Leave out any picture and return the remaining listing below exactly as given.

» Given information:
====================

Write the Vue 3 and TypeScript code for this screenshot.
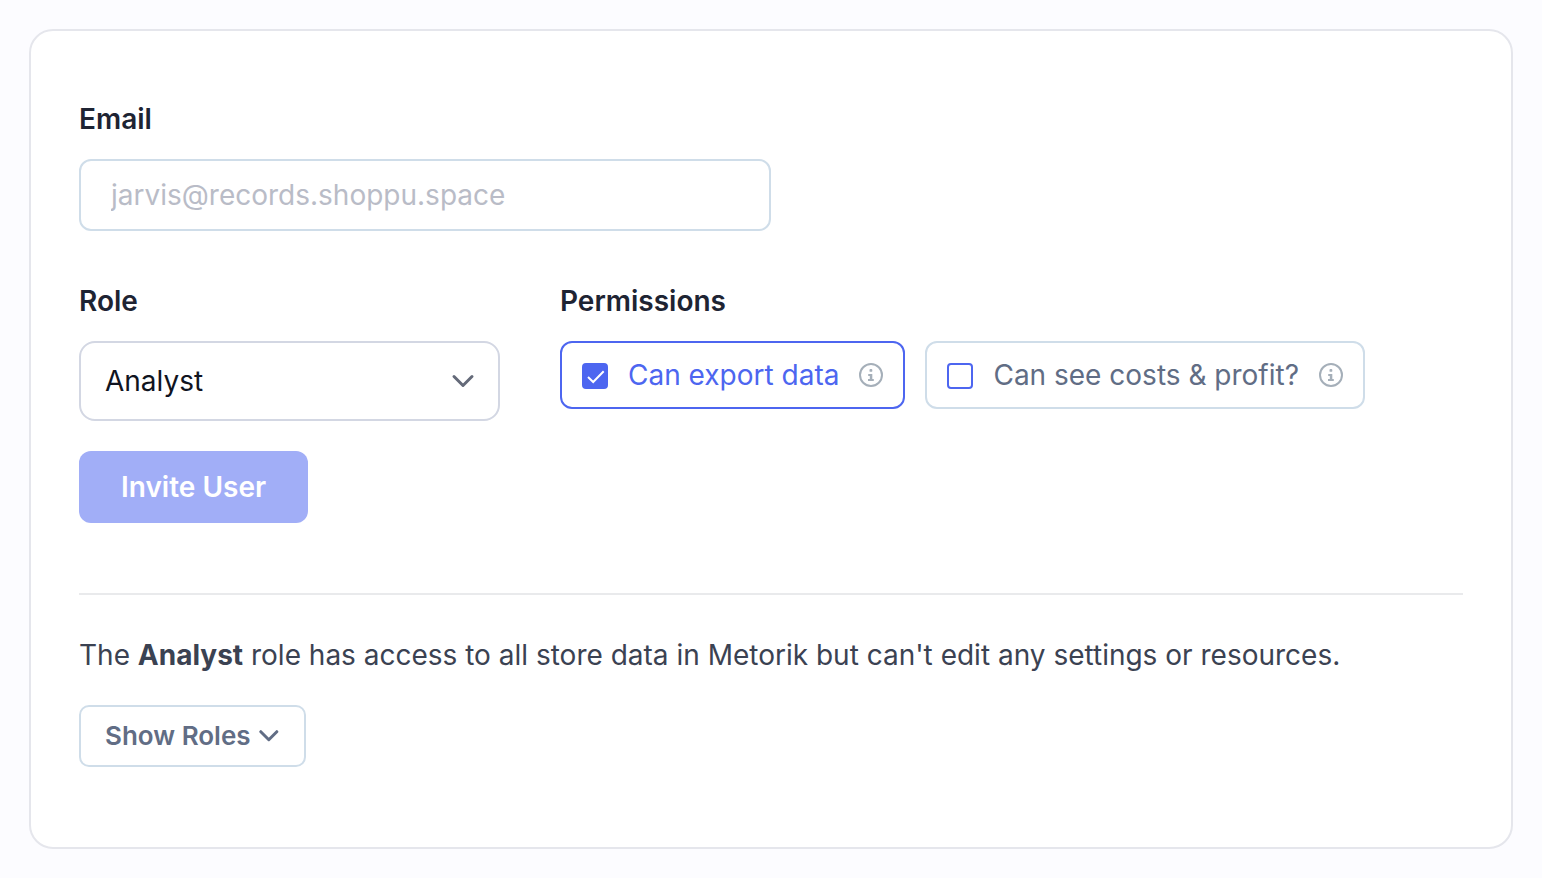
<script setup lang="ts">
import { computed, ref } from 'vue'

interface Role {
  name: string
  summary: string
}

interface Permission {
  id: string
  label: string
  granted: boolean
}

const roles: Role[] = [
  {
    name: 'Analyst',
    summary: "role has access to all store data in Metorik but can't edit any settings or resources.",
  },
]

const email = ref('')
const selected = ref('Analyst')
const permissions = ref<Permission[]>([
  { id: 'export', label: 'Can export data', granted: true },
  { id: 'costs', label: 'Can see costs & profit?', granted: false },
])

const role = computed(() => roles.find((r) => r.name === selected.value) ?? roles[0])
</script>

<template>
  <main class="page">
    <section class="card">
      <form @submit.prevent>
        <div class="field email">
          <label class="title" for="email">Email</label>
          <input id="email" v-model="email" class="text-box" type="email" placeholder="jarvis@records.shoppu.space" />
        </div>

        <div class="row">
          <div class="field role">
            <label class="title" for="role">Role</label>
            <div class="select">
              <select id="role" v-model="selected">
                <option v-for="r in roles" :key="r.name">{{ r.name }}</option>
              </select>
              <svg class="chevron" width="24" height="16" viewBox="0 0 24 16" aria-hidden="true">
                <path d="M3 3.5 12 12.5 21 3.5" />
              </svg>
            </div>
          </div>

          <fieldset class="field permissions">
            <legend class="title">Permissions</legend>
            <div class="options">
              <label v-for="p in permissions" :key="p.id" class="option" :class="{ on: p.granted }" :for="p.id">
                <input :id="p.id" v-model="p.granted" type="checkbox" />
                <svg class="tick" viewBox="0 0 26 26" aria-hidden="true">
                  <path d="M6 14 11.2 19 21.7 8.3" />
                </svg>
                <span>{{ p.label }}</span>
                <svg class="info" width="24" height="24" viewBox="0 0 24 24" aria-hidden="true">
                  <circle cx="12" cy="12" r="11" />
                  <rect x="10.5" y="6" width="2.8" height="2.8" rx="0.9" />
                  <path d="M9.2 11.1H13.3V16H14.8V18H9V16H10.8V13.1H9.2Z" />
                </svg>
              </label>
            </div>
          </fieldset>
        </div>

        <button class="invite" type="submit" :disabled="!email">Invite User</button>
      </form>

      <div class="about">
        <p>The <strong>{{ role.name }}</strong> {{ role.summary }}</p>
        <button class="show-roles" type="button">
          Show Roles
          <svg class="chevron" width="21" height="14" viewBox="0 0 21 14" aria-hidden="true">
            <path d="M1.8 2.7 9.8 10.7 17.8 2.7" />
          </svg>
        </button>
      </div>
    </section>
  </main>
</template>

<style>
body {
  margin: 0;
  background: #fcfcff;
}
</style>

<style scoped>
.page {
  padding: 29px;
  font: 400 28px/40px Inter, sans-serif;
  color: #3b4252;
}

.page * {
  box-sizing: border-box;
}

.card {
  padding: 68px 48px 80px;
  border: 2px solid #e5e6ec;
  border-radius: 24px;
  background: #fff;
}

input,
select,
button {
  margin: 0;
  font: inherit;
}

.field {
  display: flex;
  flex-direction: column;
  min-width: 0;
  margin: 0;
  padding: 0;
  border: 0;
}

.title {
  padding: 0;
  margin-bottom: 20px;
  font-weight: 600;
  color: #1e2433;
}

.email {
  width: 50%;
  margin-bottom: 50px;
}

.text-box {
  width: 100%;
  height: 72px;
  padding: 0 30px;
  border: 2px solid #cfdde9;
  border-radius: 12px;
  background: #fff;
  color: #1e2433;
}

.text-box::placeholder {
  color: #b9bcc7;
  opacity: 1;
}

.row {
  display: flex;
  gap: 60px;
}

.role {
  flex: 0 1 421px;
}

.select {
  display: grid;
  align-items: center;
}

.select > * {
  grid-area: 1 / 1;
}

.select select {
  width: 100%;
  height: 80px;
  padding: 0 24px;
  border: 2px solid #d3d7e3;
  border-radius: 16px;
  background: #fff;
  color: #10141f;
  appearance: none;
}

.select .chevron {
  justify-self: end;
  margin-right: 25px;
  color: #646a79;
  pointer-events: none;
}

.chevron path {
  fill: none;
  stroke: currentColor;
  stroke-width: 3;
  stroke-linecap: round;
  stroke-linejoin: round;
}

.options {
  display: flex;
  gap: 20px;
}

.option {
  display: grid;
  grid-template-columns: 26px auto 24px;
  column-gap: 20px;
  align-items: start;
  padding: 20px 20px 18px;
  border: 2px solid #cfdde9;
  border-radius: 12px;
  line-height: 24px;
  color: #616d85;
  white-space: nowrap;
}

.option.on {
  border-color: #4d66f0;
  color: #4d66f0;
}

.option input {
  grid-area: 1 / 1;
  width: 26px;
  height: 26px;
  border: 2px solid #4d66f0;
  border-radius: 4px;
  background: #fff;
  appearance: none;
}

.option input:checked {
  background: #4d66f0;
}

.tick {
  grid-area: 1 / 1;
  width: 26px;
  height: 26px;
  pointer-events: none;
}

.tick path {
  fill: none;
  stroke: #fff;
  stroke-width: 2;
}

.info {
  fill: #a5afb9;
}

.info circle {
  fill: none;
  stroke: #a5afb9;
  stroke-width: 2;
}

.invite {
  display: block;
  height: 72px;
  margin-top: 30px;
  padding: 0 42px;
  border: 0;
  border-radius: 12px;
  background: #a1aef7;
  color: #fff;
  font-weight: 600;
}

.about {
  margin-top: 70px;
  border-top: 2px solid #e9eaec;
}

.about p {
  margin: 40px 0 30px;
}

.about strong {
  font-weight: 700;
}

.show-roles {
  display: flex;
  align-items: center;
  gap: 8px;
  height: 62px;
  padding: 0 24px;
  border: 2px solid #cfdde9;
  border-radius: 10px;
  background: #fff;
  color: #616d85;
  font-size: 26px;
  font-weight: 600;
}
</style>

====================

» Full answer:
Write the Vue 3 and TypeScript code for this screenshot.
<script setup lang="ts">
import { computed, ref } from 'vue'

interface Role {
  name: string
  summary: string
}

interface Permission {
  id: string
  label: string
  granted: boolean
}

const roles: Role[] = [
  {
    name: 'Analyst',
    summary: "role has access to all store data in Metorik but can't edit any settings or resources.",
  },
]

const email = ref('')
const selected = ref('Analyst')
const permissions = ref<Permission[]>([
  { id: 'export', label: 'Can export data', granted: true },
  { id: 'costs', label: 'Can see costs & profit?', granted: false },
])

const role = computed(() => roles.find((r) => r.name === selected.value) ?? roles[0])
</script>

<template>
  <main class="page">
    <section class="card">
      <form @submit.prevent>
        <div class="field email">
          <label class="title" for="email">Email</label>
          <input id="email" v-model="email" class="text-box" type="email" placeholder="jarvis@records.shoppu.space" />
        </div>

        <div class="row">
          <div class="field role">
            <label class="title" for="role">Role</label>
            <div class="select">
              <select id="role" v-model="selected">
                <option v-for="r in roles" :key="r.name">{{ r.name }}</option>
              </select>
              <svg class="chevron" width="24" height="16" viewBox="0 0 24 16" aria-hidden="true">
                <path d="M3 3.5 12 12.5 21 3.5" />
              </svg>
            </div>
          </div>

          <fieldset class="field permissions">
            <legend class="title">Permissions</legend>
            <div class="options">
              <label v-for="p in permissions" :key="p.id" class="option" :class="{ on: p.granted }" :for="p.id">
                <input :id="p.id" v-model="p.granted" type="checkbox" />
                <svg class="tick" viewBox="0 0 26 26" aria-hidden="true">
                  <path d="M6 14 11.2 19 21.7 8.3" />
                </svg>
                <span>{{ p.label }}</span>
                <svg class="info" width="24" height="24" viewBox="0 0 24 24" aria-hidden="true">
                  <circle cx="12" cy="12" r="11" />
                  <rect x="10.5" y="6" width="2.8" height="2.8" rx="0.9" />
                  <path d="M9.2 11.1H13.3V16H14.8V18H9V16H10.8V13.1H9.2Z" />
                </svg>
              </label>
            </div>
          </fieldset>
        </div>

        <button class="invite" type="submit" :disabled="!email">Invite User</button>
      </form>

      <div class="about">
        <p>The <strong>{{ role.name }}</strong> {{ role.summary }}</p>
        <button class="show-roles" type="button">
          Show Roles
          <svg class="chevron" width="21" height="14" viewBox="0 0 21 14" aria-hidden="true">
            <path d="M1.8 2.7 9.8 10.7 17.8 2.7" />
          </svg>
        </button>
      </div>
    </section>
  </main>
</template>

<style>
body {
  margin: 0;
  background: #fcfcff;
}
</style>

<style scoped>
.page {
  padding: 29px;
  font: 400 28px/40px Inter, sans-serif;
  color: #3b4252;
}

.page * {
  box-sizing: border-box;
}

.card {
  padding: 68px 48px 80px;
  border: 2px solid #e5e6ec;
  border-radius: 24px;
  background: #fff;
}

input,
select,
button {
  margin: 0;
  font: inherit;
}

.field {
  display: flex;
  flex-direction: column;
  min-width: 0;
  margin: 0;
  padding: 0;
  border: 0;
}

.title {
  padding: 0;
  margin-bottom: 20px;
  font-weight: 600;
  color: #1e2433;
}

.email {
  width: 50%;
  margin-bottom: 50px;
}

.text-box {
  width: 100%;
  height: 72px;
  padding: 0 30px;
  border: 2px solid #cfdde9;
  border-radius: 12px;
  background: #fff;
  color: #1e2433;
}

.text-box::placeholder {
  color: #b9bcc7;
  opacity: 1;
}

.row {
  display: flex;
  gap: 60px;
}

.role {
  flex: 0 1 421px;
}

.select {
  display: grid;
  align-items: center;
}

.select > * {
  grid-area: 1 / 1;
}

.select select {
  width: 100%;
  height: 80px;
  padding: 0 24px;
  border: 2px solid #d3d7e3;
  border-radius: 16px;
  background: #fff;
  color: #10141f;
  appearance: none;
}

.select .chevron {
  justify-self: end;
  margin-right: 25px;
  color: #646a79;
  pointer-events: none;
}

.chevron path {
  fill: none;
  stroke: currentColor;
  stroke-width: 3;
  stroke-linecap: round;
  stroke-linejoin: round;
}

.options {
  display: flex;
  gap: 20px;
}

.option {
  display: grid;
  grid-template-columns: 26px auto 24px;
  column-gap: 20px;
  align-items: start;
  padding: 20px 20px 18px;
  border: 2px solid #cfdde9;
  border-radius: 12px;
  line-height: 24px;
  color: #616d85;
  white-space: nowrap;
}

.option.on {
  border-color: #4d66f0;
  color: #4d66f0;
}

.option input {
  grid-area: 1 / 1;
  width: 26px;
  height: 26px;
  border: 2px solid #4d66f0;
  border-radius: 4px;
  background: #fff;
  appearance: none;
}

.option input:checked {
  background: #4d66f0;
}

.tick {
  grid-area: 1 / 1;
  width: 26px;
  height: 26px;
  pointer-events: none;
}

.tick path {
  fill: none;
  stroke: #fff;
  stroke-width: 2;
}

.info {
  fill: #a5afb9;
}

.info circle {
  fill: none;
  stroke: #a5afb9;
  stroke-width: 2;
}

.invite {
  display: block;
  height: 72px;
  margin-top: 30px;
  padding: 0 42px;
  border: 0;
  border-radius: 12px;
  background: #a1aef7;
  color: #fff;
  font-weight: 600;
}

.about {
  margin-top: 70px;
  border-top: 2px solid #e9eaec;
}

.about p {
  margin: 40px 0 30px;
}

.about strong {
  font-weight: 700;
}

.show-roles {
  display: flex;
  align-items: center;
  gap: 8px;
  height: 62px;
  padding: 0 24px;
  border: 2px solid #cfdde9;
  border-radius: 10px;
  background: #fff;
  color: #616d85;
  font-size: 26px;
  font-weight: 600;
}
</style>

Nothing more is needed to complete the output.